How Uniqodes Helps You Find Accountant Leads
Uniqodes helps web designers find local businesses with website opportunities faster. Instead of manually searching through Google, directories and maps, you can search for accountants and review firms with weak or missing websites, contact details, opportunity signals and outreach context.
The goal is not to give you a random list of accounting firms. The goal is to help you spot businesses where a website conversation makes sense. You can review website issues, compare opportunities, save leads and prepare more relevant outreach.
For accountant prospecting, this is useful because not every firm is worth contacting. An accountant with active services, strong trust signals and a weak website is usually more interesting than a firm with no signs of activity. Uniqodes helps you focus on stronger opportunities.
Frequently Asked Questions About Accountant Web Design Leads
Are accountants good clients for web designers?
Yes. Accountants can be strong clients because their websites influence trust, consultation enquiries, service understanding, local visibility and client confidence. Many accounting services are recurring, so a better website can support long-term client acquisition.
How do I know if an accountant needs a better website?
Look for outdated design, poor mobile usability, unclear service pages, missing consultation calls to action, weak accountant profiles, no testimonials, poor local SEO or no website at all.
What should an accountant website include?

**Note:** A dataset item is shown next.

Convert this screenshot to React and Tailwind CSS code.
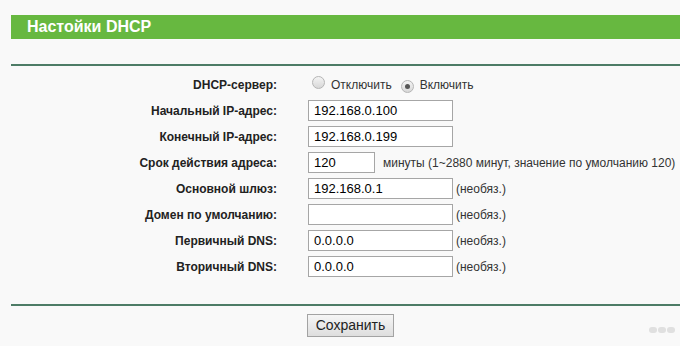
import React from "react";

const font = { fontFamily: '"Liberation Sans", Arial, sans-serif' };

function Radio({ checked }) {
  return (
    <span className="relative inline-flex h-[13px] w-[13px] items-center justify-center rounded-full border border-[#b5b5b5] bg-gradient-to-b from-[#f4f4f4] to-[#d8d8d8]">
      {checked && <span className="h-[5px] w-[5px] rounded-full bg-[#555]" />}
    </span>
  );
}

function Row({ label, children }) {
  return (
    <div className="flex h-[21px] items-center">
      <div className="w-[266px] text-right text-[12px] font-bold text-[#222]">{label}</div>
      <div className="ml-[31px] flex items-center">{children}</div>
    </div>
  );
}

function Field({ value, w = "w-[145px]" }) {
  return (
    <div className={`${w} flex h-[21px] items-center border border-[#a6a6a6] bg-white pl-[5px] text-[13px] text-black`}>
      {value}
    </div>
  );
}

function Note({ children }) {
  return <span className="ml-[3px] text-[12px] text-[#333]">{children}</span>;
}

export default function App() {
  return (
    <div className="h-[346px] w-[680px] overflow-hidden bg-[#f9f9f9] pl-[11px] pt-[15px]" style={font}>
      <div className="flex h-[24px] items-center bg-[#67b840] pl-[16px] text-[16px] font-bold text-white">
        Настойки DHCP
      </div>
      <div className="mt-[25px] h-[2px] bg-[#4d7c66]" />
      <div className="mt-[8px] flex flex-col gap-[5px]">
        <Row label="DHCP-сервер:">
          <div className="flex items-center text-[12px] text-[#333]">
            <span className="ml-[4px]"><Radio /></span>
            <span className="ml-[6px]">Отключить</span>
            <span className="ml-[9px]"><Radio checked /></span>
            <span className="ml-[6px]">Включить</span>
          </div>
        </Row>
        <Row label="Начальный IP-адрес:">
          <Field value="192.168.0.100" />
        </Row>
        <Row label="Конечный IP-адрес:">
          <Field value="192.168.0.199" />
        </Row>
        <Row label="Срок действия адреса:">
          <Field value="120" w="w-[67px]" />
          <span className="ml-[8px] text-[12px] text-[#333]">минуты (1~2880 минут, значение по умолчанию 120)</span>
        </Row>
        <Row label="Основной шлюз:">
          <Field value="192.168.0.1" />
          <Note>(необяз.)</Note>
        </Row>
        <Row label="Домен по умолчанию:">
          <Field value="" />
          <Note>(необяз.)</Note>
        </Row>
        <Row label="Первичный DNS:">
          <Field value="0.0.0.0" />
          <Note>(необяз.)</Note>
        </Row>
        <Row label="Вторичный DNS:">
          <Field value="0.0.0.0" />
          <Note>(необяз.)</Note>
        </Row>
      </div>
      <div className="mt-[27px] h-[2px] bg-[#4d7c66]" />
      <div className="relative mt-[8px] flex">
        <button className="ml-[296px] flex h-[23px] w-[87px] items-center justify-center border border-[#a3a3a3] bg-gradient-to-b from-[#f6f6f6] to-[#dedede] text-[14px] text-[#222]">
          Сохранить
        </button>
        <div className="absolute left-[638px] top-[13px] flex gap-[1px] opacity-70">
          <span className="h-[6px] w-[8px] rounded-full bg-[#d6d6d6]" />
          <span className="h-[6px] w-[8px] rounded-full bg-[#d6d6d6]" />
          <span className="h-[6px] w-[8px] rounded-full bg-[#d6d6d6]" />
        </div>
      </div>
    </div>
  );
}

A strong accountant website should include service pages, accountant profiles, consultation forms, client niche pages, testimonials, pricing guidance, software information, location details and clear calls to action.
Should I pitch a full redesign first?
Not always. A smaller project such as improving service pages, consultation forms or trust sections can be easier to start with. Once trust is built, a larger redesign may become more natural.
What is the best outreach angle for accountants?
The best angle is usually trust, consultation enquiries or service clarity. Mention one specific issue you noticed and explain how it could make it harder for business owners to choose the firm.